In determining, modifying, or combining the bargaining unit, the commission shall consider the duties, skills, and working conditions of the public employees; the history of collective bargaining by the public employees and their bargaining representatives; the extent of organization among the public employees; and the desire of the public employees.

The Commission’s goal is to group together employees who have sufficient similarities (community of interest) to indicate that they will be able to bargain effectively with their employer. Quincy School District, Decision 3962-A (PECB, 1002). The criteria outlined in RCW 41.56.060 are applied collectively to discern the existence of a “community of interest” among the employees of a particular employer. Benton County, Decision 7651-A (PECB, 2001).

Unit determinations are made on a case-by-case basis, and the starting point for any unit determination analysis is the configu­ration sought by the petitioning organization. King County, Decision 5910-A (PECB, 1997). The statute does not require determination of the “most” appropriate unit; it is only necessary that a petitioned-for unit be an appropriate unit. City of Winslow, Decision 3520-A (PECB, 1990).

This Commission has previously noted that the Legislature did not prioritize the criteria set forth in RCW 41.56.060, and has never required that all four factors be present within every case. However, the “duties, skills, and working conditions” component generally operates in all unit determination cases. City of Seattle, Decision 5910-A. History of the bargaining unit need only be considered where there is a history of representation, and the extent of organization and the desires of employees may be considered, but are not dominant factors towards the ultimate determination.

Duties, Skills, and Working Conditions

On appeal, the employer argues that the bargaining unit made up exclusively of the SQM positions is inappropriate because the SQMs have strong commonalities with other administrative and clerical employees. It also argues that the evidence demonstrates that the SQM position requires clerical skills to perform assigned duties similar to other administrative and clerical staff. We disagree.

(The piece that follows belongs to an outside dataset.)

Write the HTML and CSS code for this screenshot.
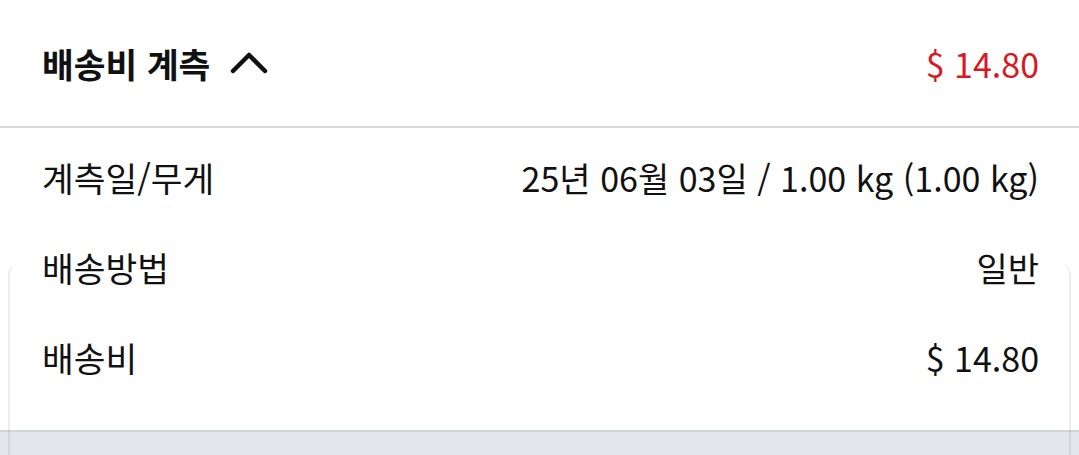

The evidence and testimony presented demonstrates that the SQMs primarily collect and enter data about the employer’s transit routes and ridership. Unlike other administrative and clerical workers, they perform at least 50% of their duties outside of the office and have variable work hours. Although other administrative and clerical workers at times perform functions similar to the SQM classification, such as using a computer and answering phones, no evidence was presented to demonstrate that employees outside of the SQM classification could function as a SQM without considerable training. The Executive Director properly concluded that the unit was appropriate within the meaning of RCW 41.56.060.

The employer also argues that the Executive Director erred by finding that there is no evidence of any interchange of functions or personnel between the petitioned-for unit and other personnel. Testimony was provided that the SQMs regularly work with data specialists to compile and complete reports required by the federal government. However, interacting with other office personnel to complete work does not equate to an interchange of function or personnel. We agree with the Executive Director that any evidence of interchange described within its finding is lacking.

Finally, the employer argues that allowing the unit, based on some of the unique functions of the position, would unnecessarily fragment the employer’s workforce and could potentially lead to the proliferation of small bargaining units based upon certain unique functions of a particular job. The employer correctly notes that this Commission has traditionally discouraged very small units, particularly where the positions can be fit into a broader unit. Pierce County, Decision 6051-A (PECB, 1998). However, this concern is less apt in situations where the proposed unit has been historically unrepresented. Declaring the proposed unit to be inappropriate based upon an employer’s wish to prevent fragmenta­tion of its workforce ignores the employees’ statutory right to bargain collectively under Chapter 41.56 RCW.

Finally, the employer’s argument concerning a proliferation of bargaining units is speculative. We have consistently held that speculation alone is not sufficient to control the outcome of a unit determination proceeding. City of Bremerton, Decision 7739-A (PECB, 2003); City of Redmond, Decision 7814‑B (PECB, 2003). Absent any evidence that allowing the proposed unit of SQM’s would somehow lead to a proliferation of bargaining units, we reject the employer’s contentions.

NOW, THEREFORE, it is

ORDERED

The Direction of Election issued by Executive Director Marvin L. Schurke in the above-captioned matter on September 21, 2004, is affirmed.

Issued at Olympia, Washington, the 4th day of March, 2005.

PUBLIC EMPLOYMENT RELATIONS COMMISSION

[SIGNED]

MARILYN GLENN SAYAN, Chairperson

[SIGNED]

PAMELA G. BRADBURN, Commissioner

Commissioner Douglas G. Mooney did not take part in the consideration or decision of this case.



[1]          Community Transit, Decision 8734 (PECB, 2004).